The city faced lose hundreds of millions of dollars in federal housing funds if the administration refused to follow through with the HUD demands. However, former Mayor Lightfoot did not agree with the evaluation, stating, “Any allegations that we have done something to compromise the health and safety of our Black and Brown communities are absolutely absurd. We will demonstrate that and prove [HUD] wrong.”
Hud replied that Lightfoot could sign the compliance agreement voluntarily or HUD could refer the case to the Justice Department who would take action.
The former mayor took action.

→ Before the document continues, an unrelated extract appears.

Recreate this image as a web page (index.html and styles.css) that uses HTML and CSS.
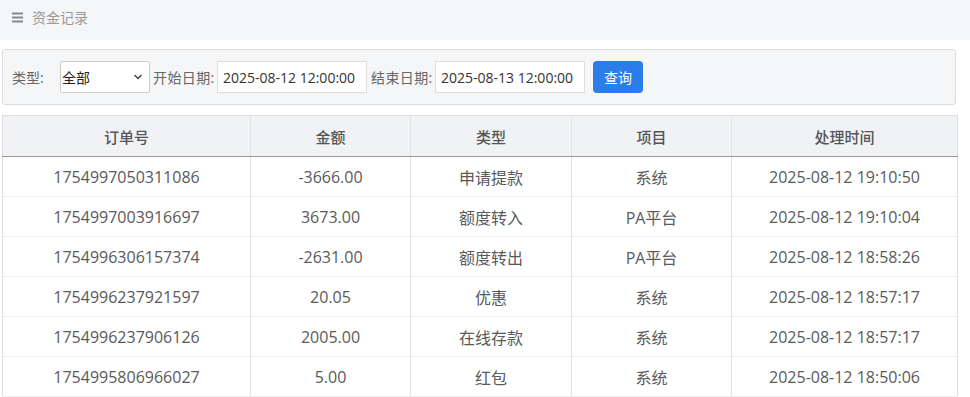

Allison Arwady, former Commissioner of the Chicago Department of Health evaluated the effects of proposed construction of Southside Recycling, a car shredding facility.
In her report, Alwady stated that the Chicago Department of Public Health “finds that the facility proposes to undertake an inherently dangerous activity in a vulnerable community area, and the applicant failed to provide sufficient evidence that the facility can comply and stay in compliance with the terms and conditions of a permit, [municipal] code, or the rules as necessary to fully protect the residents of the Southeast Side,”
Lightfoot denied the requested permit for the scrap-metal operator to set up shop on the Southeast Side at East 116th Street along the Calumet River. However, the business owner continues countered that Illinois Governor JB Pritzker had already granted permission to build the plant and began to seek legal action to challenge Lighfoot's decision.
Following a comprehensive citywide examination carried out in 2022 of the combined effects of pollution and other societal pressures, Chicago expanded its definition of what it called "Environmental Justice Communities." These communities are dispproportionately affected by pollution fromindustry and heavy traffic on busy road.
Added to previously defined Environmental Justice Communities including Little Village, McKinley Park, Pilsen, East Side and South Deering are Austin, East Garfield Park, West Garfield Park, Englewood, Humboldt Park, Roseland, and other neighborhoods on the South and West sides of Chicago.
Johnsons efforts follows on the initiative of former Mayor Lightfoot and the agreement she signed with HUD. Johnson called the designation of Environmental Justice Communites provides a "roadmap" to follow to combat discriminatory planning and zoning practices.
"In the greatest city in the world, no neighborhood should have to suffer the burdens of pollution more so than any other neighborhood. In fact, the time to act on environmental justice is now. This comprehensive study of the distribution of environmental burdens in our city is the first step of becoming a leader in environmental justice and protecting all of our communities," Johnson stated.
Johnson referred to his pledge as the first phase of what is expected to be a prolonged and contentious effort to rectify the consequences of long-standing government practices like redlining that discriminated in real estate. Furthermore, this initiative was introduced in order to tackle long time city policies that incentivized heavy industry to move from predominantly white neighborhoods to other parts of Chicago. These areas of the city have been disproportionately affected by pollution, poverty, and health problems.
Key components of the reforms include increasing and widening community outreach, stepping up enforcement of pollution complaints, and utilizing newly available federal funds to install air quality monitors throughout the city.
Johnson's proposal also includes a transparency aspect,publicly accessible data on numerous environnmental factors, such as community pollution levels, rates of chornic illness in children and a map of where "dirty industry" has historically been located.